Niterói, Maricá, no Rio de Janeiro, e Ilha Bela, em São Paulo, são exemplos de municípios que criaram esses fundos e hoje contam com uma boa reserva. José Luiz explica que a formação desses fundos aconteceu por causa do mau exemplo do Norte Fluminense na aplicação dos royalties. “Os prefeitos, ano que vem, vão ter que ser criativos e fazer um pacto com a sociedade, para discutir quais são as prioridades, em função da crise no orçamento”, diz.

Royalties com menor espaço no orçamento

O município vive uma nova realidade financeira.

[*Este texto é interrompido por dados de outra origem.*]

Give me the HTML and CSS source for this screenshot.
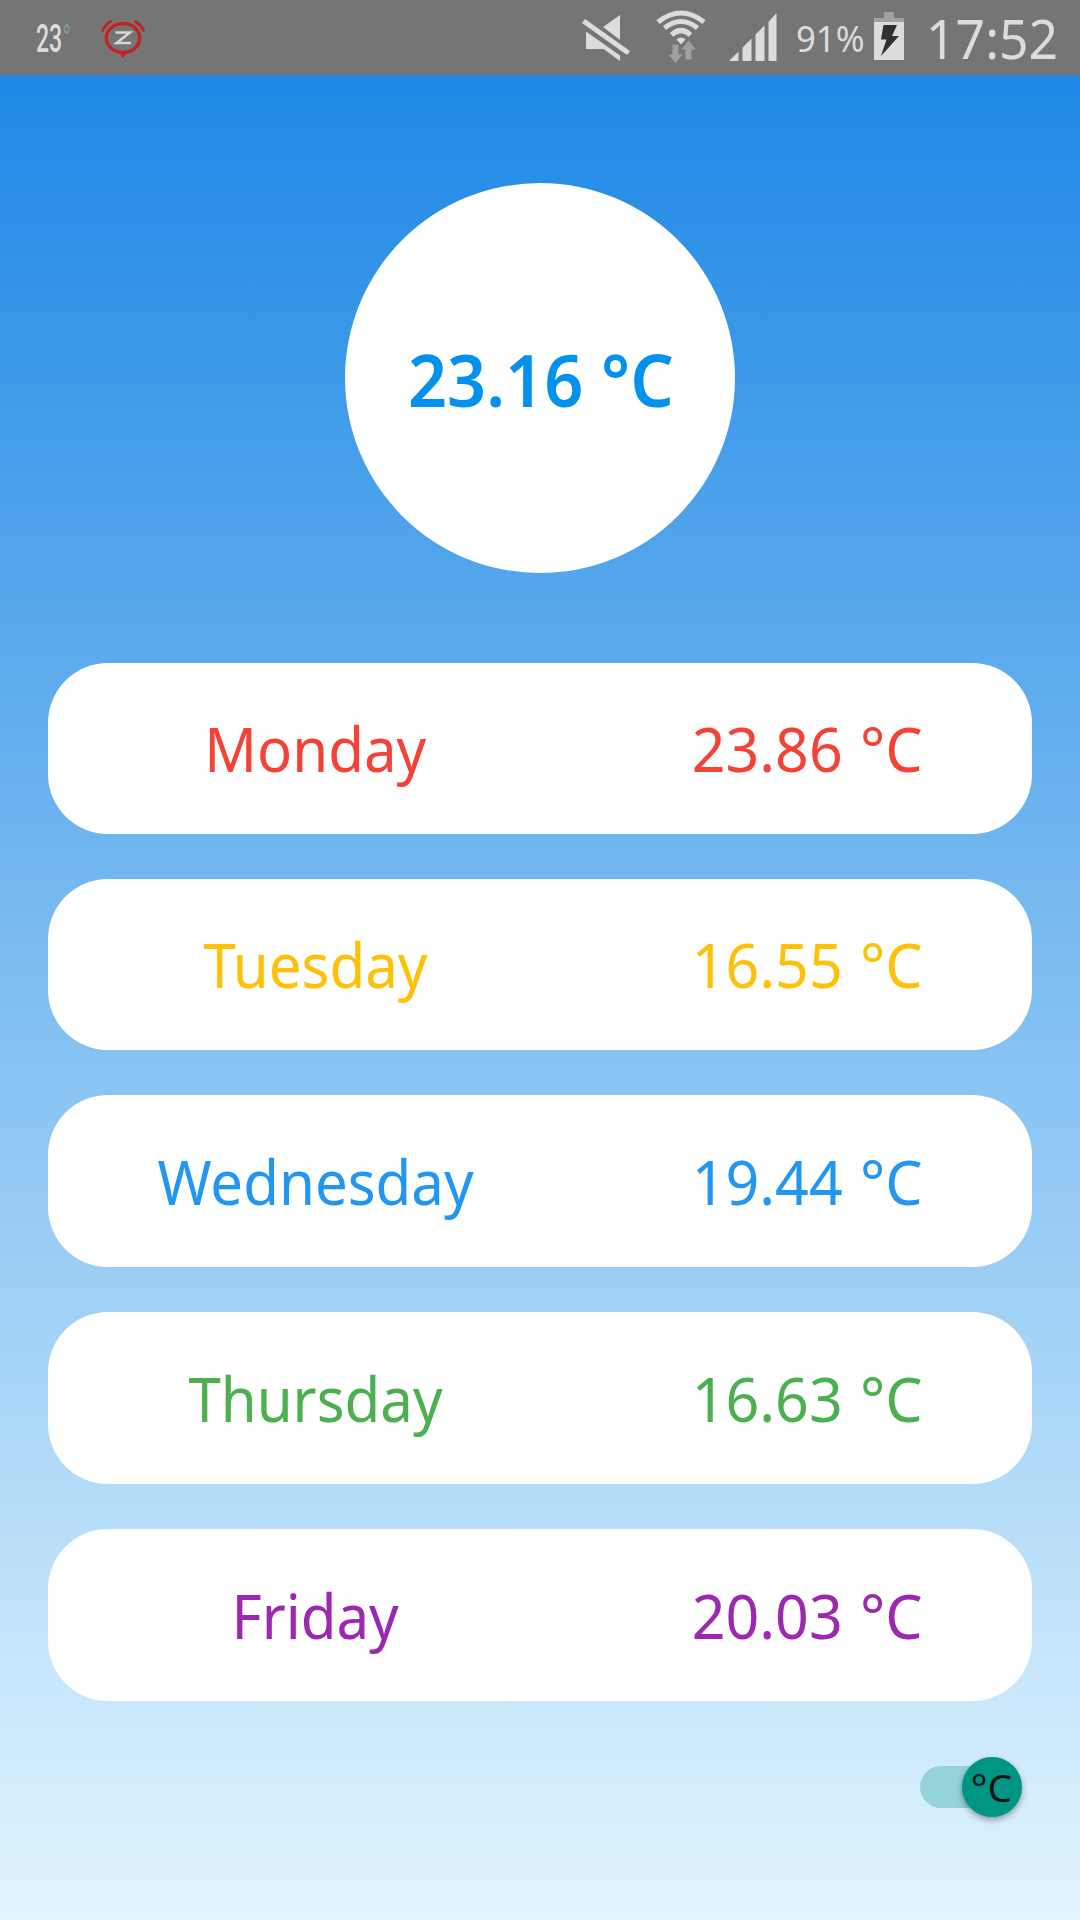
FILE: index.html
```html
<!DOCTYPE html>
<html lang="en">
<head>
<meta charset="utf-8">
<title>Weather</title>
<link rel="stylesheet" href="styles.css">
</head>
<body>
<header class="status">
  <div class="status-left">
    <span class="outdoor">23<span class="degree">°</span></span>
    <svg class="alarm" viewBox="0 0 46 41" width="46" height="41">
      <ellipse cx="23" cy="20" rx="16.700" ry="14.500" fill="none" stroke="#c02427" stroke-width="3.4"/>
      <path d="M19 34h8l-4 6.500z" fill="#c02427"/>
      <path d="M2 13.500Q5 6 11.500 3M34.500 3Q41 6 44 13.500" fill="none" stroke="#b5282a" stroke-width="3"/>
      <path d="M15.500 14.500H30L16.500 25H31" fill="none" stroke="#d8d8d8" stroke-width="2.400"/>
    </svg>
  </div>
  <div class="status-right">
    <svg class="mute" viewBox="0 0 48 48" width="48" height="48" fill="#dcdcdc">
      <path d="M3 17.500L37 41.500V47L20.500 35H3z"/>
      <path d="M20 13L37 1V26z"/>
      <path d="M2 5L47 37L44 41L-1 9z"/>
    </svg>
    <svg class="wifi" viewBox="0 0 50 54" width="50" height="54">
      <g fill="none" stroke="#dcdcdc" stroke-width="5">
        <path d="M2 12Q25-6 48 12"/>
        <path d="M8.500 18Q25 5 41.500 18"/>
        <path d="M15.500 25Q25 16 34.500 25"/>
      </g>
      <path d="M20.500 29.500Q25 25.500 29.500 29.500L25 34.500z" fill="#dcdcdc"/>
      <path d="M16.500 34.500h6v10h4l-7 8.500-7-8.500h4zM29.500 49.500h6v-10h4.500l-7.500-9-7 9h4z" fill="#a0a0a0"/>
    </svg>
    <svg class="signal" viewBox="0 0 48 48" width="48" height="48" fill="#dcdcdc">
      <path d="M0 48l9.500-9.500V48zM13.500 48V34.500l9-9V48zM26.500 48V21.500l9-9V48zM39.500 48V9l8-9V48z"/>
    </svg>
    <span class="percent">91%</span>
    <svg class="battery" viewBox="0 0 30 48" width="30" height="48">
      <path d="M10 0H20V6H30V10H0V6H10z" fill="#a0a0a0"/>
      <path d="M0 10H30V48H0z" fill="#dcdcdc"/>
      <path d="M9.500 13H23L18 24H25L7 44L12.500 27.500H7z" fill="#303030"/>
    </svg>
    <span class="clock">17:52</span>
  </div>
</header>
<main class="weather">
  <section class="today"><span class="now">23.16 °C</span></section>
  <ul class="forecast">
    <li class="day red"><span class="name">Monday</span><span class="temp">23.86 °C</span></li>
    <li class="day amber"><span class="name">Tuesday</span><span class="temp">16.55 °C</span></li>
    <li class="day blue"><span class="name">Wednesday</span><span class="temp">19.44 °C</span></li>
    <li class="day green"><span class="name">Thursday</span><span class="temp">16.63 °C</span></li>
    <li class="day purple"><span class="name">Friday</span><span class="temp">20.03 °C</span></li>
  </ul>
  <div class="unit-switch"><span class="thumb"><span class="unit">°C</span></span></div>
</main>
</body>
</html>
```
FILE: styles.css
```css
* { box-sizing: border-box; }
body {
  margin: 0;
  width: 1080px;
  height: 1920px;
  overflow: hidden;
  display: flex;
  flex-direction: column;
  font-family: "Noto Sans", sans-serif;
}
.status {
  height: 75px;
  background: #757575;
  color: #dcdcdc;
  display: flex;
  justify-content: space-between;
}
.status-left, .status-right { display: flex; align-items: flex-start; }
.outdoor {
  font: 500 39px/38px "Roboto", sans-serif;
  margin: 20px 0 0 36px;
  width: 64px;
  transform: scaleX(.59);
  transform-origin: left;
  white-space: nowrap;
}
.degree { color: #839899; }
.alarm { margin-top: 18px; }
.mute { margin: 14px 25px 0 0; overflow: visible; }
.wifi { margin: 10px 23px 0 0; }
.signal { margin: 13px 19px 0 0; }
.percent { font-size: 36px; line-height: 50px; margin-top: 14px; width: 78px; white-space: nowrap; transform: scaleX(.965); transform-origin: left; }
.battery { margin-top: 12px; }
.clock { font-size: 55px; line-height: 60px; margin-top: 8px; margin-left: 22px; width: 154px; white-space: nowrap; transform: scaleX(.94); transform-origin: left; }

.weather {
  flex: 1;
  display: flex;
  flex-direction: column;
  padding: 108px 48px 0;
  background: linear-gradient(#1e88e5, #e1f5fe);
}
.today {
  align-self: center;
  width: 390px;
  height: 390px;
  border-radius: 50%;
  background: #fff;
  display: flex;
  align-items: center;
  justify-content: center;
  padding-left: 2px;
}
.now { color: #0391ee; font-size: 73px; font-weight: 600; white-space: nowrap; transform: scaleX(.937); }
.forecast {
  list-style: none;
  margin: 90px 0 0;
  padding: 0;
  display: grid;
  grid-template-rows: 171px 171px 172px 172px 172px;
  gap: 45px;
}
.day {
  border-radius: 60px;
  background: #fff;
  display: grid;
  grid-template-columns: 535px 448px;
  align-items: center;
  justify-items: center;
  font-size: 62px;
}
.day:nth-child(-n+2) { padding-bottom: 1px; }
.name, .temp { white-space: nowrap; }
.name { transform: scaleX(.938); }
.temp { transform: scaleX(.953); word-spacing: 2px; }
.red { color: #f44336; }
.amber { color: #ffc107; }
.blue { color: #2196f3; }
.green { color: #4caf50; }
.purple { color: #9c27b0; }

.unit-switch {
  align-self: flex-end;
  margin: 65px 12px 0 0;
  width: 100px;
  height: 42px;
  border-radius: 21px;
  background: #95d3da;
  display: flex;
  align-items: center;
  justify-content: flex-end;
}
.thumb {
  width: 60px;
  height: 60px;
  flex: none;
  margin-right: -1.500px;
  border-radius: 50%;
  background: #009484;
  box-shadow: 0 3px 6px rgba(0, 0, 0, .35);
  display: flex;
  align-items: center;
  justify-content: center;
}
.unit { font-size: 39px; line-height: 60px; color: #04140f; white-space: nowrap; }
```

Segundo o secretário municipal de Desenvolvimento Econômico, Felipe Quintanilha, em 2015, os royalties e participações especiais representaram 54,9% do orçamento. Em 2017, primeiro ano da gestão do prefeito Rafael Diniz, este percentual já havia caído para 29,8%. Em 2020, as receitas do petróleo terão respondido por apenas 17% do orçamento.

“Sabendo que não seria mais possível depender tanto da receita do petróleo, desde o início trabalhamos com quatro metas: redução de despesas, aumento da arrecadação própria, atração de novas empresas e diversificação da economia. Além do incentivo a setores importantes, como agricultura, empreendedorismo, economia solidária, ciência, tecnologia e inovação. Foi criado um ambiente mais favorável aos novos negócios”, destacou.

Indenizações comprometidas

Felipe Quintanilha destaca que a atual gestão herdou uma dívida milionária de empréstimos contraídos em 2014, 2015 e 2016 e que teve que administrar o município com o orçamento pela metade. “A entrada do dinheiro dos empréstimos acabou maquiando a queda de royalties fazendo com que a população só percebesse a crise em 2017. O orçamento, que em 2016 foi de R$ 3 bilhões, passou para R$ 1,5 bilhão em 2017 e, ainda, com um empréstimo para pagar. Em 3 anos e 9 meses, já pagamos R$ 200 milhões só de empréstimos da gestão passada. Em 2019, voltamos a ter nova queda na receita, inclusive, com a primeira participação especial zerada na história de Campos”, finalizou Quintanilha.